* **THE TASK**
Go through the material and tally the lines containing the string "page". Give the total alone.

— start of PROVIDED DATA —

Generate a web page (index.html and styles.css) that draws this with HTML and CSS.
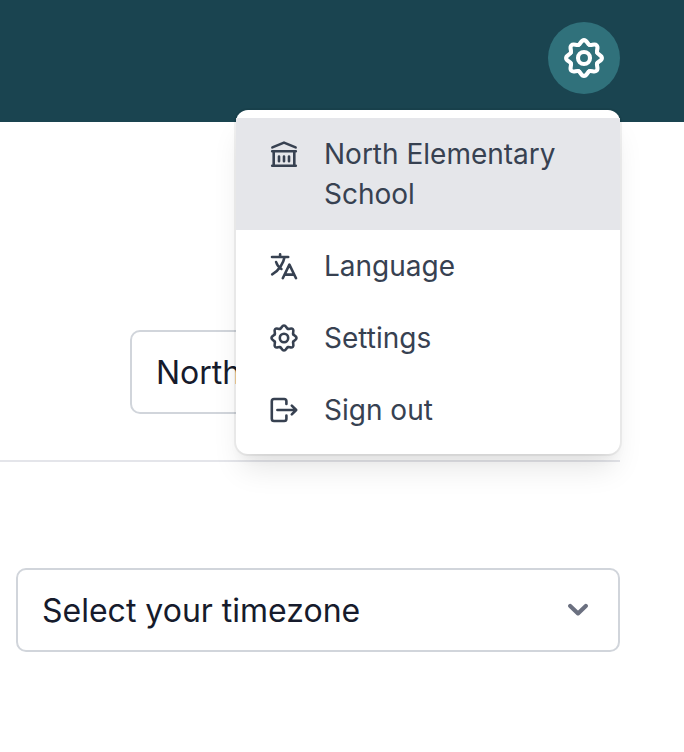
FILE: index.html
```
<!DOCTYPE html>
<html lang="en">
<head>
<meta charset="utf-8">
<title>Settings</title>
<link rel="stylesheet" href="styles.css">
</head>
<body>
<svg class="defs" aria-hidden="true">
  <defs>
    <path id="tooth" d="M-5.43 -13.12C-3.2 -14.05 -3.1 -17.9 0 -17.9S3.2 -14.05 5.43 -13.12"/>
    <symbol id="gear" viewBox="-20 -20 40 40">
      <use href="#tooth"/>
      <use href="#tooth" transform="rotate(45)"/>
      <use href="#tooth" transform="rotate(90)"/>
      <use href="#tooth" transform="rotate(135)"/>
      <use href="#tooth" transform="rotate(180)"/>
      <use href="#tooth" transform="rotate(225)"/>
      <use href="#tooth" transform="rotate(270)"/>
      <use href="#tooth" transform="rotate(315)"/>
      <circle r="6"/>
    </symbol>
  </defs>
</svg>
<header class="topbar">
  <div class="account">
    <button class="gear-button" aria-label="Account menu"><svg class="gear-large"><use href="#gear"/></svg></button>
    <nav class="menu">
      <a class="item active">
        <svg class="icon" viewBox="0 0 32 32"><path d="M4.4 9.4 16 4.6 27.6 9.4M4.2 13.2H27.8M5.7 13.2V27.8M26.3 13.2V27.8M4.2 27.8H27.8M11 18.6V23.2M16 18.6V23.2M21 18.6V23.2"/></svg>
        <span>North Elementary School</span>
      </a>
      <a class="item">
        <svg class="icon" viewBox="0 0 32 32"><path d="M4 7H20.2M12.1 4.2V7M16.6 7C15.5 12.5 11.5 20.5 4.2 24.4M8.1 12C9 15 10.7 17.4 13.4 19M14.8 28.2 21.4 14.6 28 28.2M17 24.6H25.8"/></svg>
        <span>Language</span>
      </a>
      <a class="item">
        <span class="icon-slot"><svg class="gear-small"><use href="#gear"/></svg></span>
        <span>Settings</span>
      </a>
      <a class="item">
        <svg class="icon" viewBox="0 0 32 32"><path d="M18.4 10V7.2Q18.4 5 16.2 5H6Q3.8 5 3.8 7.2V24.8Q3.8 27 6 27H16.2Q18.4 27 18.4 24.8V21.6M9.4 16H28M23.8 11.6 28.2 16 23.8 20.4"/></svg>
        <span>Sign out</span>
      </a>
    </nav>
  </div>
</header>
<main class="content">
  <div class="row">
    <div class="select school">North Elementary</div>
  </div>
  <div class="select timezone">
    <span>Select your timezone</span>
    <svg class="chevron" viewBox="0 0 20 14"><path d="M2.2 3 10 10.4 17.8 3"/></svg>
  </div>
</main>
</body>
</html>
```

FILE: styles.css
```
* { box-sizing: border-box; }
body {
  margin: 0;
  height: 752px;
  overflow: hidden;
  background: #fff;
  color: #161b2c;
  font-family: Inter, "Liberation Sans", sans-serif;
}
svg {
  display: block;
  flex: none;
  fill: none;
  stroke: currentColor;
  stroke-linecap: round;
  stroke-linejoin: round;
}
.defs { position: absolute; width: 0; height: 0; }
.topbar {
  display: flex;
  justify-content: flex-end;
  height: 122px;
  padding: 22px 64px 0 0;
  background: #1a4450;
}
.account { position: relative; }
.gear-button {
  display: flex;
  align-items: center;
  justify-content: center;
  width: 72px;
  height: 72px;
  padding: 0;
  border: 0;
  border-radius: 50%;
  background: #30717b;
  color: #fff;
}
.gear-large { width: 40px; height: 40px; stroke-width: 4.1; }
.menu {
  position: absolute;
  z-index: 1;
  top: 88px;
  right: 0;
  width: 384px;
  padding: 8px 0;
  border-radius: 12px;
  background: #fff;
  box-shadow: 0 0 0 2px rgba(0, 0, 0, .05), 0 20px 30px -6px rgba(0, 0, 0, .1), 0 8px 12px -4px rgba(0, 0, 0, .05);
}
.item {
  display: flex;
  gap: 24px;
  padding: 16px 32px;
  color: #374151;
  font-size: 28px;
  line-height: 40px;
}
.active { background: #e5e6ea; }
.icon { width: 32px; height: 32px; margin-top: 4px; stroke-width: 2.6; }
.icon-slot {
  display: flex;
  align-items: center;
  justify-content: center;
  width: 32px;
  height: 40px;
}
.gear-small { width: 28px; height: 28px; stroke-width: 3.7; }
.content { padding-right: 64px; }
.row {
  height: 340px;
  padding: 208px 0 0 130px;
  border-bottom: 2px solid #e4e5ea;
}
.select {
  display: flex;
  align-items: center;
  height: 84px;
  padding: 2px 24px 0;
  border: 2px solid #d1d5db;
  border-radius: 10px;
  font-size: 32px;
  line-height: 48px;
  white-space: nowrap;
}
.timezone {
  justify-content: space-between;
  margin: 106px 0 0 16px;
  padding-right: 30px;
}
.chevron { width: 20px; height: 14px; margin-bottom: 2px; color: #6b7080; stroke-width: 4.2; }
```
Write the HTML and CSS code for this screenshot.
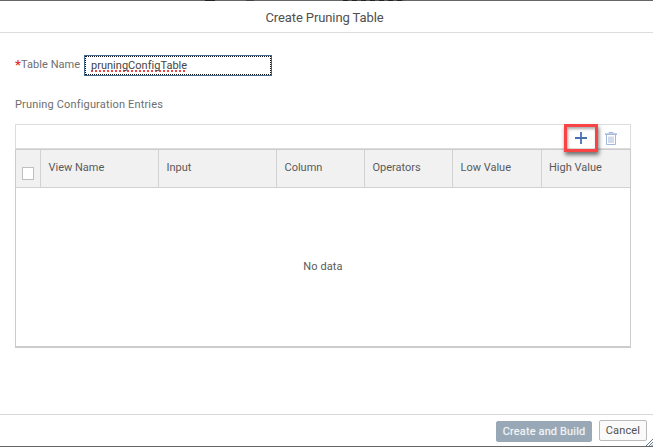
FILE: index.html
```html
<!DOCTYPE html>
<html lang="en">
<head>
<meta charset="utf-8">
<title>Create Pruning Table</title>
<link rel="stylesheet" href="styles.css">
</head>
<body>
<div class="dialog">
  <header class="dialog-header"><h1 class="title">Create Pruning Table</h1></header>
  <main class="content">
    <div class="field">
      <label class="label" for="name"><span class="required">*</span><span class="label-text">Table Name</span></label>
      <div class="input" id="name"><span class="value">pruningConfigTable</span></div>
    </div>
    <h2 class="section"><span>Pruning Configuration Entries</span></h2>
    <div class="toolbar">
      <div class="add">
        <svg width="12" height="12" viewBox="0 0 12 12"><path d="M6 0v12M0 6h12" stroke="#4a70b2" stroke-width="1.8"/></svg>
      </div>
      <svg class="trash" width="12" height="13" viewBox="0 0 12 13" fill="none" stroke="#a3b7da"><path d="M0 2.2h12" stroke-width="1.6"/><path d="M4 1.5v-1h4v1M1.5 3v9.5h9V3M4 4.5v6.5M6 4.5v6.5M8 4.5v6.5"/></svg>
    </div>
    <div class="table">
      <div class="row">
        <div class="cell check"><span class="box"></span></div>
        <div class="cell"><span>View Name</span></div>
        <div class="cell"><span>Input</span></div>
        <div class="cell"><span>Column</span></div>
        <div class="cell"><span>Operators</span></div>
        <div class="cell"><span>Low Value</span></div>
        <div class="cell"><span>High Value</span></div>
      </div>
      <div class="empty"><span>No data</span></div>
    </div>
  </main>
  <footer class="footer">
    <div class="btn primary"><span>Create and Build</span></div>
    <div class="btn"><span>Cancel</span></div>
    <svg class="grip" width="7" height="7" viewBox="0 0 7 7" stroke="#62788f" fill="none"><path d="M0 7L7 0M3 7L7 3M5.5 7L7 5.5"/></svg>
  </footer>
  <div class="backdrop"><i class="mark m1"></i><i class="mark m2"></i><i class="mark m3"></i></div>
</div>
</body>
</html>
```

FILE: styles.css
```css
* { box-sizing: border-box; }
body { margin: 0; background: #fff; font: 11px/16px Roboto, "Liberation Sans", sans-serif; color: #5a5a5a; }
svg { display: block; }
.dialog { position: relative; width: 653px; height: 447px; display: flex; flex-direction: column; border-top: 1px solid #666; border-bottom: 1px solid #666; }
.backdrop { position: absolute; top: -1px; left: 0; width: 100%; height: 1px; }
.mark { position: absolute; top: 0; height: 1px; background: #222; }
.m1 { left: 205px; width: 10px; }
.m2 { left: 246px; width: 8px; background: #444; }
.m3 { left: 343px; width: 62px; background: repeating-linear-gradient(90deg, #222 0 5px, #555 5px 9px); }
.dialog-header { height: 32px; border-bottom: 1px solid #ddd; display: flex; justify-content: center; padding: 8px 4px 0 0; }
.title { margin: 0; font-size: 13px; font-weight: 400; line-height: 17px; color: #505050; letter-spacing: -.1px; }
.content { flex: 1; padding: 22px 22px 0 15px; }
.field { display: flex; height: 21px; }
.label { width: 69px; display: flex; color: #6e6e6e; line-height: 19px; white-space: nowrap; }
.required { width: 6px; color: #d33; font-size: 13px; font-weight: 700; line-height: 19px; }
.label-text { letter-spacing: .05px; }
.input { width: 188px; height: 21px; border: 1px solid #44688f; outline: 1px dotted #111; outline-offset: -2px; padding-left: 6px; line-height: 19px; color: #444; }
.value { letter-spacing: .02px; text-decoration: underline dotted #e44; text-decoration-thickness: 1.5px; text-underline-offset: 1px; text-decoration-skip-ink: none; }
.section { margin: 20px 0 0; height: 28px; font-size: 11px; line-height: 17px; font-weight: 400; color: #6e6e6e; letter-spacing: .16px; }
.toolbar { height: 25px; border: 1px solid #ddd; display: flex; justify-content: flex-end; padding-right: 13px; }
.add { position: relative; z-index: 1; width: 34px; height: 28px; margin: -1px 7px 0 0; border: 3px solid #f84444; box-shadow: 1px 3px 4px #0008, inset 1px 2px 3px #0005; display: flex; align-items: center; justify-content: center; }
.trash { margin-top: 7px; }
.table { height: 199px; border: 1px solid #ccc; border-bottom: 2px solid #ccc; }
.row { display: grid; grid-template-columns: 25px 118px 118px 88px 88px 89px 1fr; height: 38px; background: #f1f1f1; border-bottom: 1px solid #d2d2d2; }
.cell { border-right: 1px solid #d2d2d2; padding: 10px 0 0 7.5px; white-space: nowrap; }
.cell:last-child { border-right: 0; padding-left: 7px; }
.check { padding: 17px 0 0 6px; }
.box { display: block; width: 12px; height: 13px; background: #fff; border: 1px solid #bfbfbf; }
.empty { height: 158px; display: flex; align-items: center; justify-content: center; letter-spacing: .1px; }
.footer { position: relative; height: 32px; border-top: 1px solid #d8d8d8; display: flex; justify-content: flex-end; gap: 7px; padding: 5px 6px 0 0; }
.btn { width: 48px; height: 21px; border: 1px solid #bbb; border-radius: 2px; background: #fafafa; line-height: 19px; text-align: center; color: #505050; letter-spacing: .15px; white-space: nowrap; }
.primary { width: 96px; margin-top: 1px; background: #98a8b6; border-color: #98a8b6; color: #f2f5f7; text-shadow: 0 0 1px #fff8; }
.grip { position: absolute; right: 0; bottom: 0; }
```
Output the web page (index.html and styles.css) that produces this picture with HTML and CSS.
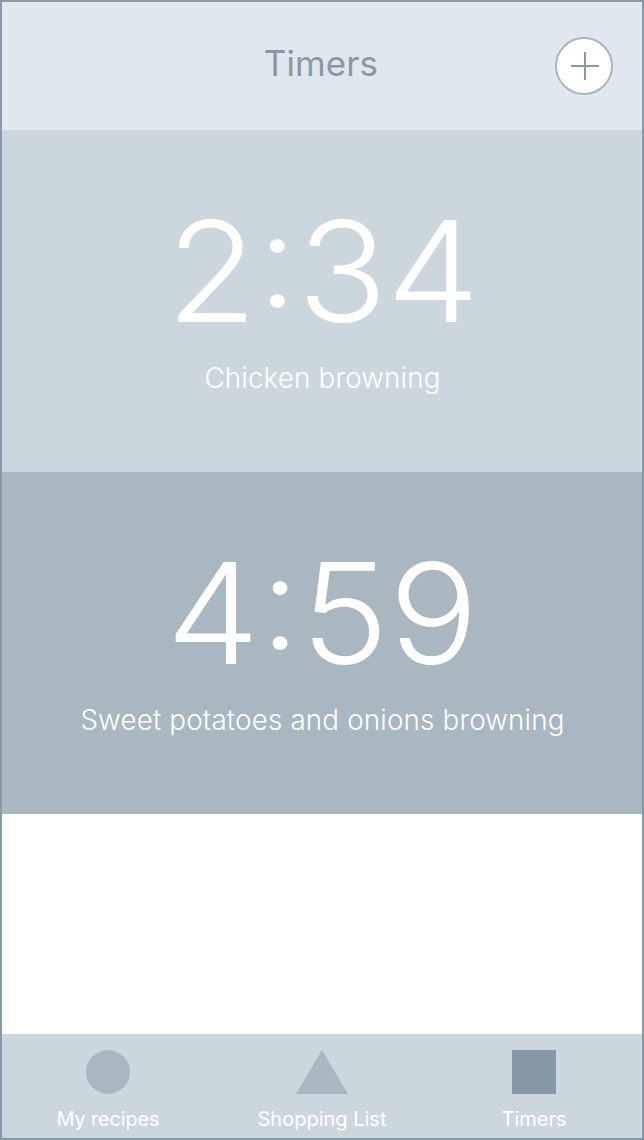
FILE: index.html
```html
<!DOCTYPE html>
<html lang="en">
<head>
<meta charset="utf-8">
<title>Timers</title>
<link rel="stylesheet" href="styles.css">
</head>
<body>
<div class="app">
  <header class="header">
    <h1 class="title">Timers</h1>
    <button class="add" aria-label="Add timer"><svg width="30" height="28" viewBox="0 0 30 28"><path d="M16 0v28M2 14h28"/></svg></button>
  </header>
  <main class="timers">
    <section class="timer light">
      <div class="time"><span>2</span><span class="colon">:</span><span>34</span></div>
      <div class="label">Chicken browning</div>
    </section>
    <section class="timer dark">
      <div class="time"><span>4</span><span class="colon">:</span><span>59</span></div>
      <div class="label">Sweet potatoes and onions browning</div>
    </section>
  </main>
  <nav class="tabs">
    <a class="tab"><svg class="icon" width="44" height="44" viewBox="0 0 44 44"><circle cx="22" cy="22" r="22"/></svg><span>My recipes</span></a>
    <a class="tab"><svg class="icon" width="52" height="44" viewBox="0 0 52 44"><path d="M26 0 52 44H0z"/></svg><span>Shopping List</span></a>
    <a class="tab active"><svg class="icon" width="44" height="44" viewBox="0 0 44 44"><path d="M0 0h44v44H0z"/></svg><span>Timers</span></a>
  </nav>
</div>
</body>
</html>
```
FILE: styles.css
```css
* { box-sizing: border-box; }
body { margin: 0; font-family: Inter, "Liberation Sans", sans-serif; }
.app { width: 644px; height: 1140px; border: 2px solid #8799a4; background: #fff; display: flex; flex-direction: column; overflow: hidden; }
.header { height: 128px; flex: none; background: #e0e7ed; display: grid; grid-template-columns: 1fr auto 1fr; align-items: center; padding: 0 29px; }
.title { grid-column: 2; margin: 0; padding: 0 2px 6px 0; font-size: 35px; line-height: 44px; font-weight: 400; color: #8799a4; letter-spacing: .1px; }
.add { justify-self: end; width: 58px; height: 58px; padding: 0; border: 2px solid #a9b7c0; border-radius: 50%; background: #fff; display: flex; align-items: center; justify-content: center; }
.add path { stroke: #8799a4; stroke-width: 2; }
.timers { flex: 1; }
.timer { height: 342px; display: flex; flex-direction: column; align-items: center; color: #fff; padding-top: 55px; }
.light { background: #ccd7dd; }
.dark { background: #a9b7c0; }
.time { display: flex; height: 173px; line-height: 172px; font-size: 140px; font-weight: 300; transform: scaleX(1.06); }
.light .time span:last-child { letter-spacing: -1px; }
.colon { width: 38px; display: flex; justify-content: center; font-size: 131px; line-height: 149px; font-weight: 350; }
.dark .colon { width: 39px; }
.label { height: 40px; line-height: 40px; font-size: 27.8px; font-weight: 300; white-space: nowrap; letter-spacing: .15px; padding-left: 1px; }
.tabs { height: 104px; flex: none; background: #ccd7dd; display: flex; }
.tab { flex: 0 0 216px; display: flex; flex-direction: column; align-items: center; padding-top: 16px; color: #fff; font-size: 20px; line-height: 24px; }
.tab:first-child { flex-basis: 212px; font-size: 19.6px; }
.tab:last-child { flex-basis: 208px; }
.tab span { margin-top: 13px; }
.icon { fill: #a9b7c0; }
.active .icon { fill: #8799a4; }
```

— end of PROVIDED DATA —

* **WRITTEN REPLY**
2